Set exercise: Word for word, transcribe the lines below and drop the pictures.

(Front-end source files)
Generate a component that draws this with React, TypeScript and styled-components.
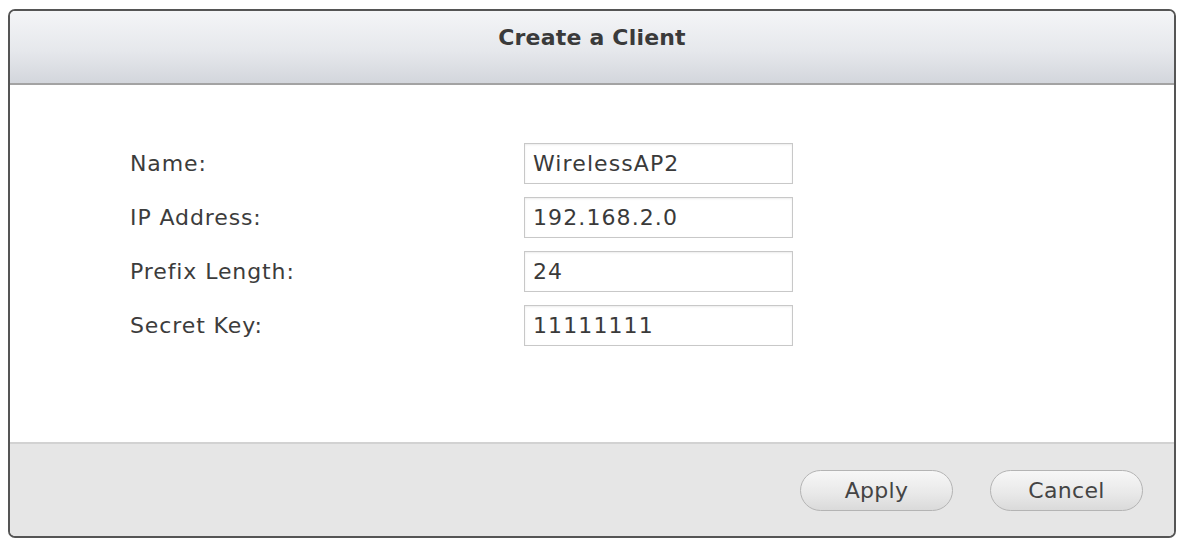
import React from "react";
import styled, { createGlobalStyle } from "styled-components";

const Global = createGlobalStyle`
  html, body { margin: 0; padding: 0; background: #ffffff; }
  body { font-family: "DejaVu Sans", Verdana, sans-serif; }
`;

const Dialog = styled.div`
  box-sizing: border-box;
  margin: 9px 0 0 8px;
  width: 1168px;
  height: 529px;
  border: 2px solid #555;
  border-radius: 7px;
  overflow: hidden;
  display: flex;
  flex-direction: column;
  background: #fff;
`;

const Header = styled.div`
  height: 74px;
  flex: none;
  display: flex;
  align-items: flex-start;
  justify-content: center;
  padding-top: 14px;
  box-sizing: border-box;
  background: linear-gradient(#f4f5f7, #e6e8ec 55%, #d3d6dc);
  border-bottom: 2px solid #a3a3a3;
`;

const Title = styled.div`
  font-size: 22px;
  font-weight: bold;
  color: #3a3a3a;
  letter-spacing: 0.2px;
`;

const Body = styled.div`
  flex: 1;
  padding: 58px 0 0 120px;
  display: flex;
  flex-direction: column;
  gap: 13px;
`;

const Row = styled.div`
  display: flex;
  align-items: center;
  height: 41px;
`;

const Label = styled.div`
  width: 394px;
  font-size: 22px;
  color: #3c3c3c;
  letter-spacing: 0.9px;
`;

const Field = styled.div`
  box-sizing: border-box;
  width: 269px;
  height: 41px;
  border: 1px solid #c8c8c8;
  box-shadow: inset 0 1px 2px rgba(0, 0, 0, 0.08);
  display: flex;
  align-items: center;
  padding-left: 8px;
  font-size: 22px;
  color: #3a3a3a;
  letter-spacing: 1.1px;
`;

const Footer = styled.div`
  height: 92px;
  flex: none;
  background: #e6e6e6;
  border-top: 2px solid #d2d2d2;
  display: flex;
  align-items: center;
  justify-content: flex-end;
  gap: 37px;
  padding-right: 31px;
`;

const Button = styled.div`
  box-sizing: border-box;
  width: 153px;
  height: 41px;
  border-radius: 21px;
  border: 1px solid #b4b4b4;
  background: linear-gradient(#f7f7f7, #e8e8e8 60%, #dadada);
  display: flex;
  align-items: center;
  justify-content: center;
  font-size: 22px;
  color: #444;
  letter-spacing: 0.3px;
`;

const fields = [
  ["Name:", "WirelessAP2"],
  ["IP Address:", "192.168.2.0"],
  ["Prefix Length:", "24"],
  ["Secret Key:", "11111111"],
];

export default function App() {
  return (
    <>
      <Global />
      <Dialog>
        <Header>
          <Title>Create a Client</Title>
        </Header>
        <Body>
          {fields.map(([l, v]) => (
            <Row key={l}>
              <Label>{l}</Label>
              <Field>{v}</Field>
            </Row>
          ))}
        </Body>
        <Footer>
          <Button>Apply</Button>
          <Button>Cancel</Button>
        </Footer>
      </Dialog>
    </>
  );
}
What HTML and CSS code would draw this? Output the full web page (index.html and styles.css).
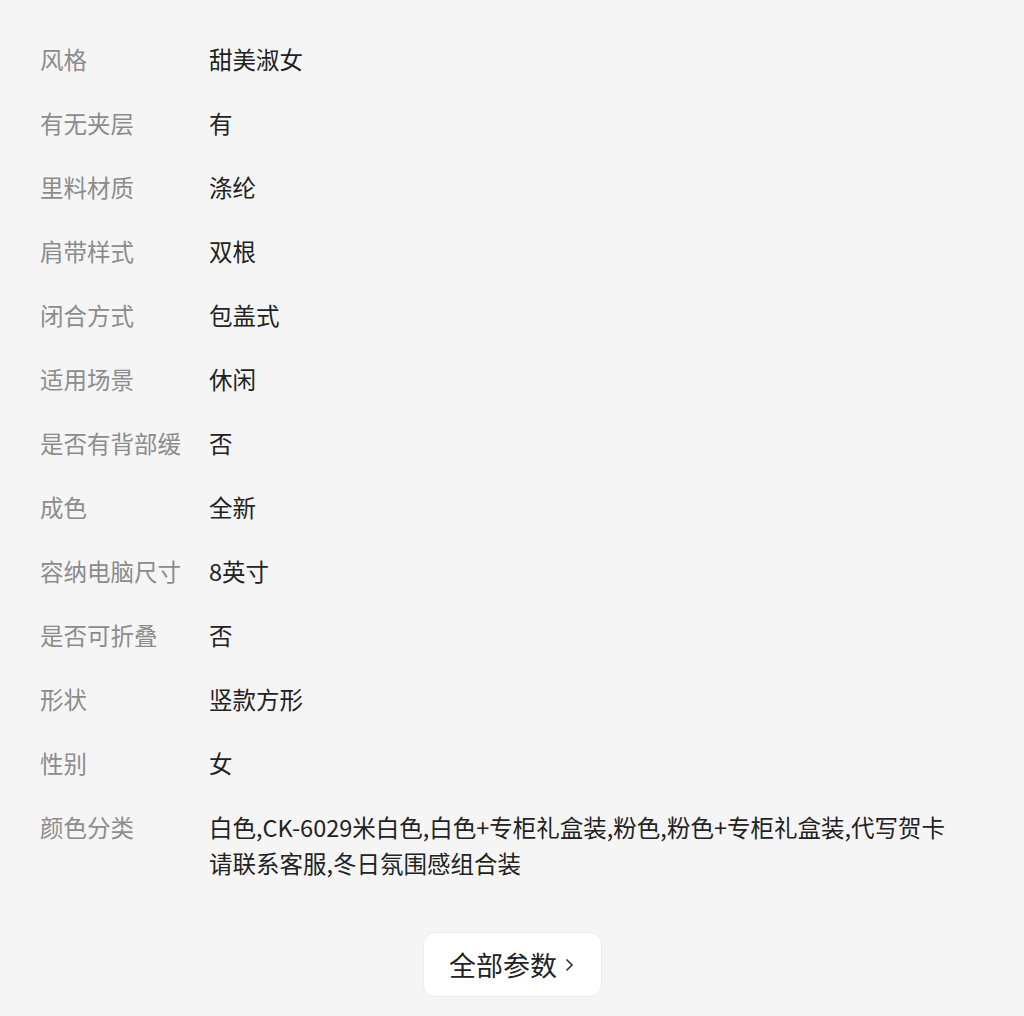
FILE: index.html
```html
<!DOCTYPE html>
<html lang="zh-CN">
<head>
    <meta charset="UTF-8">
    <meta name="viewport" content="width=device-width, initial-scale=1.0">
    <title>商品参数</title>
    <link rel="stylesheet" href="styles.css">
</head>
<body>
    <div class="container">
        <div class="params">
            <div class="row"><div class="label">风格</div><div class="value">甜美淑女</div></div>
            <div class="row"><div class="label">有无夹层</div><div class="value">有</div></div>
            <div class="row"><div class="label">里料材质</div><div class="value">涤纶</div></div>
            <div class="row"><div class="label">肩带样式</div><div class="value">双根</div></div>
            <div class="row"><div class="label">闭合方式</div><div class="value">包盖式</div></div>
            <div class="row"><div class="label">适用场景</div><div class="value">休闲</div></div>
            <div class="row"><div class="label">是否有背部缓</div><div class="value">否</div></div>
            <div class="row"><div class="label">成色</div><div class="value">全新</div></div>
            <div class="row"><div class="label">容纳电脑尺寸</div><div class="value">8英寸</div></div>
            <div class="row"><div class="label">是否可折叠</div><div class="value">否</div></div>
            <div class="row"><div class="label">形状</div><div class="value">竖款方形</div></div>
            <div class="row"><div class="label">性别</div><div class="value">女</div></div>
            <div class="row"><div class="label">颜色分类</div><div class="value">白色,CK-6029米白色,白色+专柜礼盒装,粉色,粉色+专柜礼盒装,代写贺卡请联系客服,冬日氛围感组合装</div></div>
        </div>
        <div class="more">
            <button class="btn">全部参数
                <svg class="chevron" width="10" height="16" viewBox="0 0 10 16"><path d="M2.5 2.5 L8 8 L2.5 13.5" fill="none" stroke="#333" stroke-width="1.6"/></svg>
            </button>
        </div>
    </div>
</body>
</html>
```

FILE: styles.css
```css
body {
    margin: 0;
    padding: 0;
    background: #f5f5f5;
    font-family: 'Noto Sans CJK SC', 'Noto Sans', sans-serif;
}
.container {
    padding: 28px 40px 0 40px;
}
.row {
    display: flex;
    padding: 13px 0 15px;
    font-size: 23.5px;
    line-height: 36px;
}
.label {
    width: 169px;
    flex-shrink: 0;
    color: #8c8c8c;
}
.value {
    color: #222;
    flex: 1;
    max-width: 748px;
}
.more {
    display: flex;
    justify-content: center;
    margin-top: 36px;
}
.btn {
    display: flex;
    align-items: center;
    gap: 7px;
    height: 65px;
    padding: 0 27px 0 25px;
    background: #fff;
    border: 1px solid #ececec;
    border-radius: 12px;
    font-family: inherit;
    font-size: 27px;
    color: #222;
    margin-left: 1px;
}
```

Answer:
Generate a component that draws this with React, TypeScript and styled-components.
import React from "react";
import styled, { createGlobalStyle } from "styled-components";

const Global = createGlobalStyle`
  html, body { margin: 0; padding: 0; background: #ffffff; }
  body { font-family: "DejaVu Sans", Verdana, sans-serif; }
`;

const Dialog = styled.div`
  box-sizing: border-box;
  margin: 9px 0 0 8px;
  width: 1168px;
  height: 529px;
  border: 2px solid #555;
  border-radius: 7px;
  overflow: hidden;
  display: flex;
  flex-direction: column;
  background: #fff;
`;

const Header = styled.div`
  height: 74px;
  flex: none;
  display: flex;
  align-items: flex-start;
  justify-content: center;
  padding-top: 14px;
  box-sizing: border-box;
  background: linear-gradient(#f4f5f7, #e6e8ec 55%, #d3d6dc);
  border-bottom: 2px solid #a3a3a3;
`;

const Title = styled.div`
  font-size: 22px;
  font-weight: bold;
  color: #3a3a3a;
  letter-spacing: 0.2px;
`;

const Body = styled.div`
  flex: 1;
  padding: 58px 0 0 120px;
  display: flex;
  flex-direction: column;
  gap: 13px;
`;

const Row = styled.div`
  display: flex;
  align-items: center;
  height: 41px;
`;

const Label = styled.div`
  width: 394px;
  font-size: 22px;
  color: #3c3c3c;
  letter-spacing: 0.9px;
`;

const Field = styled.div`
  box-sizing: border-box;
  width: 269px;
  height: 41px;
  border: 1px solid #c8c8c8;
  box-shadow: inset 0 1px 2px rgba(0, 0, 0, 0.08);
  display: flex;
  align-items: center;
  padding-left: 8px;
  font-size: 22px;
  color: #3a3a3a;
  letter-spacing: 1.1px;
`;

const Footer = styled.div`
  height: 92px;
  flex: none;
  background: #e6e6e6;
  border-top: 2px solid #d2d2d2;
  display: flex;
  align-items: center;
  justify-content: flex-end;
  gap: 37px;
  padding-right: 31px;
`;

const Button = styled.div`
  box-sizing: border-box;
  width: 153px;
  height: 41px;
  border-radius: 21px;
  border: 1px solid #b4b4b4;
  background: linear-gradient(#f7f7f7, #e8e8e8 60%, #dadada);
  display: flex;
  align-items: center;
  justify-content: center;
  font-size: 22px;
  color: #444;
  letter-spacing: 0.3px;
`;

const fields = [
  ["Name:", "WirelessAP2"],
  ["IP Address:", "192.168.2.0"],
  ["Prefix Length:", "24"],
  ["Secret Key:", "11111111"],
];

export default function App() {
  return (
    <>
      <Global />
      <Dialog>
        <Header>
          <Title>Create a Client</Title>
        </Header>
        <Body>
          {fields.map(([l, v]) => (
            <Row key={l}>
              <Label>{l}</Label>
              <Field>{v}</Field>
            </Row>
          ))}
        </Body>
        <Footer>
          <Button>Apply</Button>
          <Button>Cancel</Button>
        </Footer>
      </Dialog>
    </>
  );
}
What HTML and CSS code would draw this? Output the full web page (index.html and styles.css).
FILE: index.html
```html
<!DOCTYPE html>
<html lang="zh-CN">
<head>
    <meta charset="UTF-8">
    <meta name="viewport" content="width=device-width, initial-scale=1.0">
    <title>商品参数</title>
    <link rel="stylesheet" href="styles.css">
</head>
<body>
    <div class="container">
        <div class="params">
            <div class="row"><div class="label">风格</div><div class="value">甜美淑女</div></div>
            <div class="row"><div class="label">有无夹层</div><div class="value">有</div></div>
            <div class="row"><div class="label">里料材质</div><div class="value">涤纶</div></div>
            <div class="row"><div class="label">肩带样式</div><div class="value">双根</div></div>
            <div class="row"><div class="label">闭合方式</div><div class="value">包盖式</div></div>
            <div class="row"><div class="label">适用场景</div><div class="value">休闲</div></div>
            <div class="row"><div class="label">是否有背部缓</div><div class="value">否</div></div>
            <div class="row"><div class="label">成色</div><div class="value">全新</div></div>
            <div class="row"><div class="label">容纳电脑尺寸</div><div class="value">8英寸</div></div>
            <div class="row"><div class="label">是否可折叠</div><div class="value">否</div></div>
            <div class="row"><div class="label">形状</div><div class="value">竖款方形</div></div>
            <div class="row"><div class="label">性别</div><div class="value">女</div></div>
            <div class="row"><div class="label">颜色分类</div><div class="value">白色,CK-6029米白色,白色+专柜礼盒装,粉色,粉色+专柜礼盒装,代写贺卡请联系客服,冬日氛围感组合装</div></div>
        </div>
        <div class="more">
            <button class="btn">全部参数
                <svg class="chevron" width="10" height="16" viewBox="0 0 10 16"><path d="M2.5 2.5 L8 8 L2.5 13.5" fill="none" stroke="#333" stroke-width="1.6"/></svg>
            </button>
        </div>
    </div>
</body>
</html>
```

FILE: styles.css
```css
body {
    margin: 0;
    padding: 0;
    background: #f5f5f5;
    font-family: 'Noto Sans CJK SC', 'Noto Sans', sans-serif;
}
.container {
    padding: 28px 40px 0 40px;
}
.row {
    display: flex;
    padding: 13px 0 15px;
    font-size: 23.5px;
    line-height: 36px;
}
.label {
    width: 169px;
    flex-shrink: 0;
    color: #8c8c8c;
}
.value {
    color: #222;
    flex: 1;
    max-width: 748px;
}
.more {
    display: flex;
    justify-content: center;
    margin-top: 36px;
}
.btn {
    display: flex;
    align-items: center;
    gap: 7px;
    height: 65px;
    padding: 0 27px 0 25px;
    background: #fff;
    border: 1px solid #ececec;
    border-radius: 12px;
    font-family: inherit;
    font-size: 27px;
    color: #222;
    margin-left: 1px;
}
```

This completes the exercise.